Morocco continues its firm stance towards those countries that clearly support its position on Western Sahara. This time, by breaking economic agreements with Germany that have had a direct impact on its energy sector. After the Moroccan foreign ministry issued a statement criticising Germany for exacerbating “hostile acts that are detrimental to the higher interests of the Kingdom of Morocco”, Rabat recalled its ambassador, Zohour Alaoui, for consultations, sparking a diplomatic crisis.
Morocco has now decided to further aggravate this crisis by paralysing the agreement on green hydrogen, which was signed between the two countries last year. This paralysis would have a direct impact on Germany's plan to achieve energy neutrality after setting itself the goal of reducing greenhouse gas emissions by 65% by 2030.
This decision has reached the German Bundestag itself, where members of the Free Democratic Party (FDP) have asked about the repercussions this decision could have on energy. In response, the Foreign Ministry has stated that “The German-Moroccan hydrogen alliance is based on long-term, successful development cooperation and the German-Moroccan energy partnership. From the perspective of the federal government, this cooperation remains in the interests of both parties, but is being put to the test due to current developments."

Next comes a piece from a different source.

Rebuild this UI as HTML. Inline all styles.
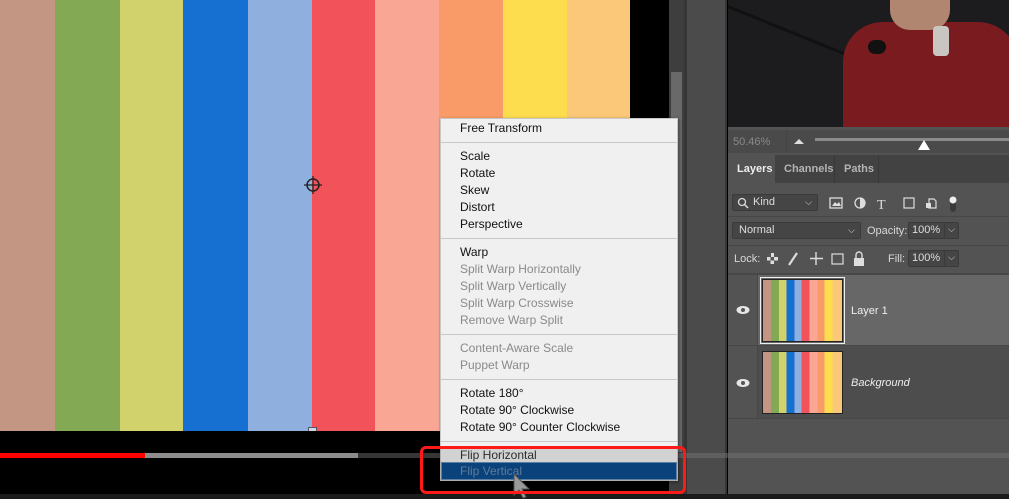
<!DOCTYPE html>
<html><head><meta charset="utf-8"><style>
*{margin:0;padding:0;box-sizing:border-box}
body{width:1009px;height:499px;overflow:hidden;background:#000;position:relative;font-family:"Liberation Sans",sans-serif}
.a{position:absolute}
.st{position:absolute;top:0;height:431px}
.mi{position:absolute;left:19px;font-size:12px;color:#111;line-height:14px}
.dis{color:#8a8a8a}
.sep{position:absolute;left:0;width:100%;height:1px;background:#c8c8c8}
.pt{color:#d8d8d8;font-size:11px}
.box{position:absolute;background:#454545;border:1px solid #3a3a3a;border-radius:2px;color:#ddd;font-size:11px;padding-left:6px;line-height:15px}
</style></head><body>
<div class="st" style="left:0;width:55px;background:#c29683"></div>
<div class="st" style="left:55px;width:65px;background:#84a955"></div>
<div class="st" style="left:120px;width:63px;background:#d2d26c"></div>
<div class="st" style="left:183px;width:65px;background:#1670d2"></div>
<div class="st" style="left:248px;width:64px;background:#8fb0de"></div>
<div class="st" style="left:312px;width:63px;background:#f2525a"></div>
<div class="st" style="left:375px;width:64px;background:#f9a794"></div>
<div class="st" style="left:439px;width:64px;background:#f99b68"></div>
<div class="st" style="left:503px;width:64px;background:#fddc4e"></div>
<div class="st" style="left:567px;width:63px;background:#fbc778"></div>
<div class="a" style="left:308px;top:427px;width:9px;height:9px;background:#cfd6e4;border:1px solid #556"></div>
<svg class="a" style="left:302px;top:174px" width="22" height="22"><circle cx="11" cy="11" r="6" fill="none" stroke="#222" stroke-width="1.5"/><path d="M11 2v18M2 11h18" stroke="#222" stroke-width="1.2"/></svg>
<div class="a" style="left:669px;top:0;width:15px;height:499px;background:#3e3e3e"></div>
<div class="a" style="left:671px;top:72px;width:11px;height:380px;background:#696969"></div>
<div class="a" style="left:684px;top:0;width:43px;height:499px;background:#4b4b4b;border-left:3px solid #363636;border-right:2px solid #363636"></div>
<div class="a" style="left:728px;top:0;width:281px;height:127px;background:#1c1c1e;overflow:hidden">
 <div class="a" style="left:0;top:5px;width:200px;height:3px;background:#111;transform:rotate(22deg);transform-origin:0 0"></div>
 <div class="a" style="left:115px;top:22px;width:175px;height:120px;background:#7a1b1f;border-radius:40px 40px 0 0"></div>
 <div class="a" style="left:162px;top:0;width:60px;height:30px;background:#b08670;border-radius:0 0 20px 20px"></div>
 <div class="a" style="left:205px;top:26px;width:16px;height:30px;background:#c9c6c2;border-radius:4px"></div>
 <div class="a" style="left:140px;top:40px;width:18px;height:14px;background:#111;border-radius:8px"></div>
</div>
<div class="a" style="left:728px;top:127px;width:281px;height:372px;background:#535353"></div>
<div class="a" style="left:728px;top:130px;width:281px;height:23px;background:#4a4a4a"></div>
<div class="a pt" style="left:733px;top:136px;color:#8a8a8a">50.46%</div>
<div class="a" style="left:786px;top:130px;width:1px;height:23px;background:#444"></div>
<svg class="a" style="left:793px;top:138px" width="12" height="8"><path d="M1 6L6 1L11 6Z" fill="#ddd"/></svg>
<div class="a" style="left:815px;top:138px;width:194px;height:3px;background:#8a8a8a"></div>
<svg class="a" style="left:917px;top:139px" width="14" height="12"><path d="M1 11L7 1L13 11Z" fill="#fff"/></svg>
<div class="a" style="left:728px;top:155px;width:281px;height:28px;background:#424242"></div>
<div class="a" style="left:728px;top:155px;width:47px;height:29px;background:#535353"></div>
<div class="a" style="left:737px;top:163px;font-size:11px;color:#eee;font-weight:bold">Layers</div>
<div class="a" style="left:784px;top:163px;font-size:11px;color:#b4b4b4;font-weight:bold">Channels</div>
<div class="a" style="left:834px;top:155px;width:1px;height:28px;background:#383838"></div>
<div class="a" style="left:844px;top:163px;font-size:11px;color:#b4b4b4;font-weight:bold">Paths</div>
<div class="a" style="left:878px;top:155px;width:1px;height:28px;background:#383838"></div>
<div class="box" style="left:732px;top:194px;width:86px;height:17px;padding-left:20px">Kind<span style="position:absolute;right:5px;font-size:9px">⌵</span></div>
<svg class="a" style="left:737px;top:197px" width="12" height="12"><circle cx="5" cy="5" r="3.5" fill="none" stroke="#ddd" stroke-width="1.3"/><path d="M7.5 7.5L11 11" stroke="#ddd" stroke-width="1.5"/></svg>
<svg class="a" style="left:829px;top:196px" width="130" height="18"><rect x="1" y="2" width="12" height="10" fill="none" stroke="#ddd" stroke-width="1.3"/><path d="M3 10l3-4 2 2 2-2 2 4z" fill="#ddd"/><circle cx="31" cy="7" r="5" fill="none" stroke="#ddd" stroke-width="1.3"/><path d="M31 2a5 5 0 0 1 0 10z" fill="#ddd"/><text x="48" y="13" fill="#ddd" font-size="14" font-family="Liberation Serif">T</text><rect x="75" y="2" width="10" height="10" fill="none" stroke="#ddd" stroke-width="1.2"/><path d="M100 3h5l2 2v7h-7z" fill="none" stroke="#ddd" stroke-width="1.2"/><rect x="97" y="7" width="5" height="5" fill="#ddd"/><rect x="121" y="2" width="6" height="14" rx="3" fill="#3a3a3a"/><circle cx="124" cy="4" r="3.5" fill="#eee"/></svg>
<div class="a" style="left:728px;top:216px;width:281px;height:1px;background:#474747"></div>
<div class="box" style="left:732px;top:222px;width:129px;height:17px">Normal<span style="position:absolute;right:5px;font-size:9px">⌵</span></div>
<div class="a pt" style="left:867px;top:225px">Opacity:</div>
<div class="box" style="left:908px;top:222px;width:51px;height:17px;padding-left:3px">100%<span style="position:absolute;right:0;top:-1px;width:14px;height:17px;border-left:1px solid #3a3a3a;text-align:center;font-size:9px">⌵</span></div>
<div class="a" style="left:728px;top:245px;width:281px;height:1px;background:#474747"></div>
<div class="a pt" style="left:734px;top:253px">Lock:</div>
<svg class="a" style="left:766px;top:251px" width="104" height="16"><rect x="1" y="2" width="11" height="11" fill="#ddd"/><path d="M1 2h4v4h-4zM8 2h4v4h-4zM4.5 6h3.5v3.5h-3.5zM1 9.5h3.5v3.5h-3.5zM8 9.5h4v3.5h-4z" fill="#555"/><path d="M23 14l8-12" stroke="#ddd" stroke-width="2.2"/><path d="M50 1v13M44 7.5h13" stroke="#ddd" stroke-width="1.4"/><rect x="66" y="3" width="11" height="10" fill="none" stroke="#ddd" stroke-width="1.2"/><rect x="88" y="7" width="10" height="8" fill="#ddd"/><path d="M90 7V4a3 3 0 0 1 6 0v3" fill="none" stroke="#ddd" stroke-width="1.4"/></svg>
<div class="a pt" style="left:888px;top:253px">Fill:</div>
<div class="box" style="left:908px;top:250px;width:51px;height:17px;padding-left:3px">100%<span style="position:absolute;right:0;top:-1px;width:14px;height:17px;border-left:1px solid #3a3a3a;text-align:center;font-size:9px">⌵</span></div>
<div class="a" style="left:728px;top:273px;width:281px;height:2px;background:#474747"></div>
<div class="a" style="left:758px;top:275px;width:251px;height:70px;background:#676767"></div>
<div class="a" style="left:728px;top:275px;width:30px;height:145px;background:#535353;border-right:1px solid #474747"></div>
<div class="a" style="left:728px;top:345px;width:281px;height:1px;background:#474747"></div>
<div class="a" style="left:758px;top:346px;width:251px;height:72px;background:#4d4d4d"></div>
<div class="a" style="left:728px;top:418px;width:281px;height:1px;background:#474747"></div>
<svg class="a" style="left:736px;top:305px" width="14" height="10"><ellipse cx="7" cy="5" rx="6.5" ry="4" fill="#e6e6e6"/><circle cx="7" cy="5" r="2" fill="#555"/></svg>
<svg class="a" style="left:736px;top:378px" width="14" height="10"><ellipse cx="7" cy="5" rx="6.5" ry="4" fill="#e6e6e6"/><circle cx="7" cy="5" r="2" fill="#555"/></svg>
<div class="a" style="left:762px;top:279px;width:81px;height:63px;border:1px solid #222;background:linear-gradient(90deg,#c29683 0 10%,#84a955 10% 20%,#d2d26c 20% 30%,#1670d2 30% 40%,#8fb0de 40% 49%,#f2525a 49% 59%,#f9a794 59% 69%,#f99b68 69% 78%,#fddc4e 78% 88%,#fbc778 88%);outline:1px solid #eee;outline-offset:1px"></div>
<div class="a" style="left:762px;top:351px;width:81px;height:63px;border:1px solid #222;background:linear-gradient(90deg,#c29683 0 10%,#84a955 10% 20%,#d2d26c 20% 30%,#1670d2 30% 40%,#8fb0de 40% 49%,#f2525a 49% 59%,#f9a794 59% 69%,#f99b68 69% 78%,#fddc4e 78% 88%,#fbc778 88%)"></div>
<div class="a" style="left:851px;top:305px;font-size:11px;color:#eee">Layer 1</div>
<div class="a" style="left:851px;top:377px;font-size:11px;color:#eee;font-style:italic">Background</div>
<div class="a" style="left:0;top:431px;width:669px;height:68px;background:#000"></div>
<div class="a" style="left:0;top:453px;width:1009px;height:5px;background:rgba(120,120,120,.45)"></div>
<div class="a" style="left:145px;top:453px;width:213px;height:5px;background:#8c8c8c"></div>
<div class="a" style="left:0;top:453px;width:145px;height:5px;background:#f00"></div>
<div class="a" style="left:0;top:494px;width:1009px;height:5px;background:#1b1b1b"></div>
<div class="a" style="left:440px;top:118px;width:238px;height:363px;background:#f0f0f0;border:1px solid #c8c8c8;box-shadow:1px 1px 3px rgba(0,0,0,.4)">
 <div class="mi" style="top:2px">Free Transform</div>
 <div class="sep" style="top:23px"></div>
 <div class="mi" style="top:30px">Scale</div>
 <div class="mi" style="top:47px">Rotate</div>
 <div class="mi" style="top:64px">Skew</div>
 <div class="mi" style="top:81px">Distort</div>
 <div class="mi" style="top:98px">Perspective</div>
 <div class="sep" style="top:119px"></div>
 <div class="mi" style="top:126px">Warp</div>
 <div class="mi dis" style="top:143px">Split Warp Horizontally</div>
 <div class="mi dis" style="top:160px">Split Warp Vertically</div>
 <div class="mi dis" style="top:177px">Split Warp Crosswise</div>
 <div class="mi dis" style="top:194px">Remove Warp Split</div>
 <div class="sep" style="top:215px"></div>
 <div class="mi dis" style="top:222px">Content-Aware Scale</div>
 <div class="mi dis" style="top:239px">Puppet Warp</div>
 <div class="sep" style="top:260px"></div>
 <div class="mi" style="top:267px">Rotate 180°</div>
 <div class="mi" style="top:284px">Rotate 90° Clockwise</div>
 <div class="mi" style="top:301px">Rotate 90° Counter Clockwise</div>
 <div class="sep" style="top:322px"></div>
 <div class="mi" style="top:329px;color:#333">Flip Horizontal</div>
 <div class="a" style="left:0;top:343px;width:236px;height:18px;background:#0c4c8c;border:1px solid #6a8fb8"></div>
 <div class="mi" style="top:345px;color:#6f8cb0">Flip Vertical</div>
</div>
<div class="a" style="left:440px;top:446px;width:238px;height:35px;background:rgba(0,0,0,.12)"></div>
<svg class="a" style="left:512px;top:473px" width="22" height="26"><path d="M2 1L2 22L7 17L11 25L14 24L10 16L17 16Z" fill="#9a9a9a" stroke="#555" stroke-width="1"/></svg>
<div class="a" style="left:420px;top:446px;width:266px;height:48px;border:3px solid #ff1a1a;border-radius:6px"></div>
</body></html>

Germany, however, has not remained on the sidelines. Germany has decided that German money will not flow until further notice. According to the German Development Bank (KFW), “current project activities are currently being postponed", and "funds are only paid out if the partner fulfills his contractual obligations," clarifies the Federal Foreign Office.
The energy cooperation agreement was signed last year in Berlin by Ambassador Zohour Alaoui and German Development Minister Gerd Müller, and would have aimed to "develop the green hydrogen production sector and establish research and investment projects in the use of this material, an environmentally friendly energy source".
In this sense, both countries gave the green light to the implementation of two new projects. The first was the "Power-to-X" project, aimed at developing the production of green hydrogen and proposed by the Moroccan Solar Energy Agency (MASEN), as well as the establishment of a research platform for the development of the project. The second would focus on knowledge transfer and capacity building in partnership with the Institute for Research on Solar Energy and New Energies (IRESEN).
Following this standstill, the companies are already making a change of strategy, as 2 billion euros would have been earmarked for developing projects abroad that would allow Germany to achieve its proposed goals of energy neutrality. FDP development policy spokesman Christoph Hoffmann said that "building a threatening backdrop against Morocco and claiming that green hydrogen projects are in danger is not in Germany's interest". On the other hand, German Foreign Minister Heiko Maas said it was necessary to travel to Morocco to ease tensions.